"""

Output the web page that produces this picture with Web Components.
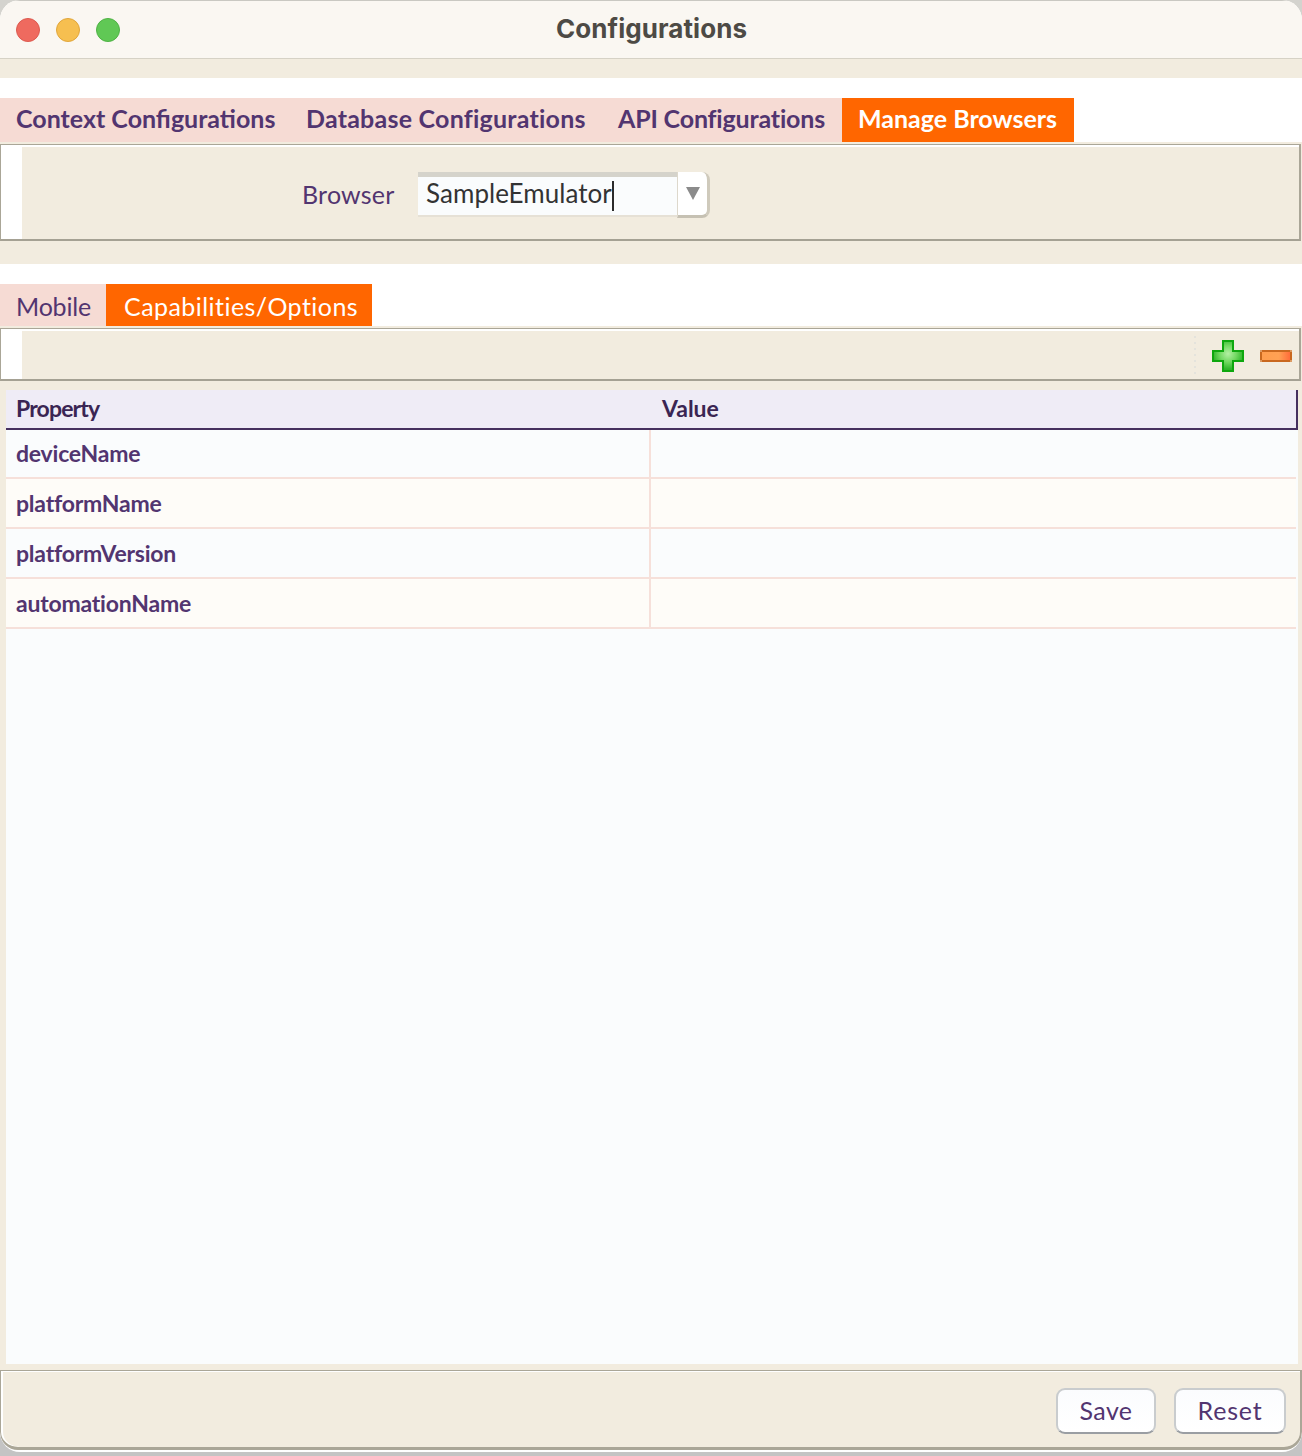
<!DOCTYPE html>
<html>
<head>
<meta charset="utf-8">
<style>
  html, body { margin: 0; padding: 0; height: 100%; }
  body { width: 1302px; height: 1456px; overflow: hidden; background: linear-gradient(#d4d3ce 0 40px, #c4c4c4 40px); font-family: Lato, sans-serif; font-variant-ligatures: none; }
</style>
</head>
<body>
<config-window title="Configurations">
  <spacer-band height="20" color="#f2ecdf"></spacer-band>
  <spacer-band height="20" color="#fff"></spacer-band>
  <tab-strip height="44" shift="-4">
    <tab-item width="290" pad="16" spacing="0" weight="700">Context Configurations</tab-item>
    <tab-item width="312" pad="16" spacing="0.23" weight="700">Database Configurations</tab-item>
    <tab-item width="240" pad="16" spacing="-0.18" weight="700">API Configurations</tab-item>
    <tab-item width="232" pad="16" weight="700" active>Manage Browsers</tab-item>
  </tab-strip>
  <inset-panel height="97">
    <browser-field label="Browser" value="SampleEmulator"></browser-field>
  </inset-panel>
  <spacer-band height="23" color="#f2ecdf"></spacer-band>
  <spacer-band height="20" color="#fff"></spacer-band>
  <tab-strip height="42" shift="2">
    <tab-item width="106" pad="16" spacing="-0.2" weight="400">Mobile</tab-item>
    <tab-item width="266" pad="18" spacing="0.45" weight="400" active>Capabilities/Options</tab-item>
  </tab-strip>
  <inset-panel height="53">
    <row-tools></row-tools>
  </inset-panel>
  <prop-table></prop-table>
  <action-bar></action-bar>
</config-window>

<script>
class ConfigWindow extends HTMLElement {
  constructor() {
    super();
    this.attachShadow({ mode: 'open' });
    this.shadowRoot.innerHTML = `
      <style>
        :host { display: block; width: 1302px; height: 1452px; background: #fff; border-radius: 20px; overflow: hidden; }
        .bar { box-sizing: border-box; background: #faf7f2; border-top: 1px solid #c9c8c2; border-bottom: 1px solid #d6d2c6; height: 59px; margin-bottom: -1px; display: flex; gap: 16px; align-items: center; padding-left: 16px; position: relative; }
        .dot { width: 24px; height: 24px; box-sizing: border-box; border-radius: 50%; border: 1px solid; }
        .r { background: #ef6a5f; border-color: #dc5a50; }
        .y { background: #f6bf50; border-color: #e0a63c; }
        .g { background: #60c855; border-color: #4fb245; }
        .title { position: absolute; left: 1px; right: 0; text-align: center; top: 13px; font: 700 26px/30px Inter, sans-serif; letter-spacing: 0.07px; color: #4d4a45; }
      </style>
      <div class="bar">
        <span class="dot r"></span><span class="dot y"></span><span class="dot g"></span>
        <div class="title">${this.getAttribute('title')}</div>
      </div>
      <slot></slot>
    `;
  }
}

class SpacerBand extends HTMLElement {
  connectedCallback() {
    this.attachShadow({ mode: 'open' });
    this.shadowRoot.innerHTML = `<style>:host { display: block; height: ${this.getAttribute('height')}px; background: ${this.getAttribute('color')}; }</style>`;
  }
}

class TabStrip extends HTMLElement {
  connectedCallback() {
    this.attachShadow({ mode: 'open' });
    this.shadowRoot.innerHTML = `
      <style>:host { display: flex; height: ${this.getAttribute('height')}px; background: #fff; --tab-shift: ${this.getAttribute('shift') || 0}px; }</style>
      <slot></slot>
    `;
  }
}

class TabItem extends HTMLElement {
  connectedCallback() {
    const active = this.hasAttribute('active');
    this.attachShadow({ mode: 'open' });
    this.shadowRoot.innerHTML = `
      <style>
        :host {
          display: flex; align-items: center; box-sizing: border-box; white-space: nowrap;
          width: ${this.getAttribute('width')}px; padding-left: ${this.getAttribute('pad')}px;
          background: ${active ? '#ff6600' : '#f6dbd4'}; color: ${active ? '#fff' : '#523570'};
          font: ${this.getAttribute('weight')} 25px/30px Lato, sans-serif;
          letter-spacing: ${this.getAttribute('spacing') || 0}px;
        }
        span { margin-top: var(--tab-shift); }
      </style>
      <span><slot></slot></span>
    `;
  }
}

class InsetPanel extends HTMLElement {
  connectedCallback() {
    const h = +this.getAttribute('height');
    this.attachShadow({ mode: 'open' });
    this.shadowRoot.innerHTML = `
      <style>
        :host { display: block; background: #f2ecdf; padding: 2px 1px 0 0; }
        .frame {
          height: ${h}px; box-sizing: border-box; display: flex; background: #fff;
          border: 1px solid #aaa697; border-bottom: 2px solid #a5a193; border-right-width: 2px;
          padding-top: 2px;
        }
        .gutter { width: 21px; background: #fff; flex: none; }
        .body { flex: 1; background: #f2ecdf; position: relative; }
      </style>
      <div class="frame"><div class="gutter"></div><div class="body"><slot></slot></div></div>
    `;
  }
}

class BrowserField extends HTMLElement {
  connectedCallback() {
    this.attachShadow({ mode: 'open' });
    this.shadowRoot.innerHTML = `
      <style>
        :host { display: flex; align-items: flex-start; padding: 25px 0 0 280px; }
        label { width: 116px; flex: none; margin-top: 7px; color: #523570; font: 400 25px/30px Lato, sans-serif; letter-spacing: 0.2px; }
        .combo { display: flex; width: 292px; height: 46px; flex: none; }
        .input {
          width: 259px; box-sizing: border-box; background: #fafcfd; height: 45px;
          border-top: 5px solid #d5d3cb; border-bottom: 2px solid #e6e1d6;
          padding: 0 0 7px 8px; color: #333; white-space: nowrap;
          font: 400 26px/34px Lato, sans-serif; letter-spacing: 0.05px; display: flex; align-items: center;
        }
        .caret { width: 2px; height: 30px; background: #2b2b2b; margin: 7px 0 0 0; }
        .drop {
          width: 33px; height: 46px; box-sizing: border-box; background: #fff;
          border-right: 3px solid #cfcabc; border-bottom: 3px solid #c6c1b3; border-left: 1px solid #ddd8cc;
          border-radius: 0 8px 8px 0; display: flex; align-items: center; justify-content: center;
        }
      </style>
      <label>${this.getAttribute('label')}</label>
      <div class="combo">
        <div class="input">${this.getAttribute('value')}<span class="caret"></span></div>
        <div class="drop"><svg width="14" height="13" viewBox="0 0 14 13"><path d="M0 0h14L7 13z" fill="#8b8b8b"/></svg></div>
      </div>
    `;
  }
}

class RowTools extends HTMLElement {
  connectedCallback() {
    this.attachShadow({ mode: 'open' });
    this.shadowRoot.innerHTML = `
      <style>
        :host { display: flex; justify-content: flex-end; align-items: center; height: 47px; padding-right: 7px; box-sizing: border-box; gap: 16px; }
        .sep { width: 2px; height: 40px; background: repeating-linear-gradient(#e4e3dc 0 2px, transparent 2px 6px); margin-top: 2px; }
        svg { display: block; margin-top: 2px; shape-rendering: crispEdges; }
      </style>
      <div class="sep"></div>
      <svg width="32" height="32" viewBox="0 0 32 32">
        <defs>
          <radialGradient id="p" cx="50%" cy="42%" r="55%">
            <stop offset="0" stop-color="#b4f0a4"/><stop offset="0.55" stop-color="#70d860"/><stop offset="1" stop-color="#2eb52a"/>
          </radialGradient>
        </defs>
        <path d="M10 0h12v10h10v12H22v10H10V22H0V10h10z" fill="#0ea70e"/>
        <path d="M12 2h8v10h10v8H20v10h-8V20H2v-8h10z" fill="url(#p)"/>
      </svg>
      <svg width="32" height="12" viewBox="0 0 32 12">
        <defs>
          <linearGradient id="m" x1="0" x2="1" y1="0" y2="0">
            <stop offset="0" stop-color="#ff9d4e"/><stop offset="0.6" stop-color="#ffa154"/><stop offset="1" stop-color="#ff6d3a"/>
          </linearGradient>
        </defs>
        <path d="M2 0h28v2h2v8h-2v2H2v-2H0V2h2z" fill="#c9681f"/>
        <path d="M0 0h2v2H0zM30 0h2v2h-2zM0 10h2v2H0zM30 10h2v2h-2z" fill="#dc9a62"/>
        <rect x="2" y="2" width="28" height="8" fill="url(#m)"/>
      </svg>
    `;
  }
}

class PropTable extends HTMLElement {
  connectedCallback() {
    const names = ['deviceName', 'platformName', 'platformVersion', 'automationName'];
    this.attachShadow({ mode: 'open' });
    this.shadowRoot.innerHTML = `
      <style>
        :host { display: block; height: 989px; padding: 9px 4px 0 6px; background: #f2ecdf; box-sizing: border-box; }
        .wrap { height: 974px; background: #fafcfd; }
        .head {
          display: grid; grid-template-columns: 644px 1fr; height: 40px; box-sizing: border-box;
          background: #efecf6; border-bottom: 2px solid #46305f; border-right: 2px solid #46305f;
          color: #3a2553; font: 700 23px/38px Lato, sans-serif;
        }
        .head div { padding-left: 10px; margin-top: -1px; }
        .head div:first-child { letter-spacing: -0.85px; }
        .head div + div { padding-left: 12px; }
        .row {
          display: grid; grid-template-columns: 643px 1fr; height: 50px; box-sizing: border-box; margin-right: 2px;
          border-bottom: 2px solid #f6e0da; color: #523570; font: 700 23px/48px Lato, sans-serif; letter-spacing: -0.22px;
        }
        .row:nth-child(odd) { background: #fefcf8; }
        .row:nth-child(2) { height: 49px; line-height: 47px; }
        .row div { padding-left: 10px; box-sizing: border-box; }
        .row div + div { border-left: 2px solid #f6e0da; }
      </style>
      <div class="wrap">
        <div class="head"><div>Property</div><div>Value</div></div>
        ${names.map(n => `<div class="row"><div>${n}</div><div></div></div>`).join('')}
      </div>
    `;
  }
}

class ActionBar extends HTMLElement {
  connectedCallback() {
    this.attachShadow({ mode: 'open' });
    this.shadowRoot.innerHTML = `
      <style>
        :host {
          display: flex; justify-content: flex-end; gap: 18px; box-sizing: border-box; height: 80px;
          background: #f2ecdf; border: 1px solid #aaa697; border-bottom-width: 3px; border-right-width: 2px;
          border-radius: 0 0 18px 18px; box-shadow: inset 0 1px 0 #fff, inset 2px 0 0 #fff;
          padding: 17px 14px 0 0;
        }
        button {
          height: 46px; box-sizing: border-box; border: 2px solid #c9ccce; border-bottom-color: #9a9ea3; border-radius: 9px;
          background: linear-gradient(#fbfcfe, #fff); padding: 0 0 3px; color: #523570;
          font: 400 25px/30px Lato, sans-serif; letter-spacing: 0.4px;
        }
        .save { width: 100px; }
        .reset { width: 112px; letter-spacing: 0.8px; }
      </style>
      <button class="save">Save</button><button class="reset">Reset</button>
    `;
  }
}

customElements.define('config-window', ConfigWindow);
customElements.define('spacer-band', SpacerBand);
customElements.define('tab-strip', TabStrip);
customElements.define('tab-item', TabItem);
customElements.define('inset-panel', InsetPanel);
customElements.define('browser-field', BrowserField);
customElements.define('row-tools', RowTools);
customElements.define('prop-table', PropTable);
customElements.define('action-bar', ActionBar);
</script>
</body>
</html>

"""

Repeat the listing above up to and including the line with "</config-window>", starting from its first line. Drop any pictures.

Output the web page that produces this picture with Web Components.
<!DOCTYPE html>
<html>
<head>
<meta charset="utf-8">
<style>
  html, body { margin: 0; padding: 0; height: 100%; }
  body { width: 1302px; height: 1456px; overflow: hidden; background: linear-gradient(#d4d3ce 0 40px, #c4c4c4 40px); font-family: Lato, sans-serif; font-variant-ligatures: none; }
</style>
</head>
<body>
<config-window title="Configurations">
  <spacer-band height="20" color="#f2ecdf"></spacer-band>
  <spacer-band height="20" color="#fff"></spacer-band>
  <tab-strip height="44" shift="-4">
    <tab-item width="290" pad="16" spacing="0" weight="700">Context Configurations</tab-item>
    <tab-item width="312" pad="16" spacing="0.23" weight="700">Database Configurations</tab-item>
    <tab-item width="240" pad="16" spacing="-0.18" weight="700">API Configurations</tab-item>
    <tab-item width="232" pad="16" weight="700" active>Manage Browsers</tab-item>
  </tab-strip>
  <inset-panel height="97">
    <browser-field label="Browser" value="SampleEmulator"></browser-field>
  </inset-panel>
  <spacer-band height="23" color="#f2ecdf"></spacer-band>
  <spacer-band height="20" color="#fff"></spacer-band>
  <tab-strip height="42" shift="2">
    <tab-item width="106" pad="16" spacing="-0.2" weight="400">Mobile</tab-item>
    <tab-item width="266" pad="18" spacing="0.45" weight="400" active>Capabilities/Options</tab-item>
  </tab-strip>
  <inset-panel height="53">
    <row-tools></row-tools>
  </inset-panel>
  <prop-table></prop-table>
  <action-bar></action-bar>
</config-window>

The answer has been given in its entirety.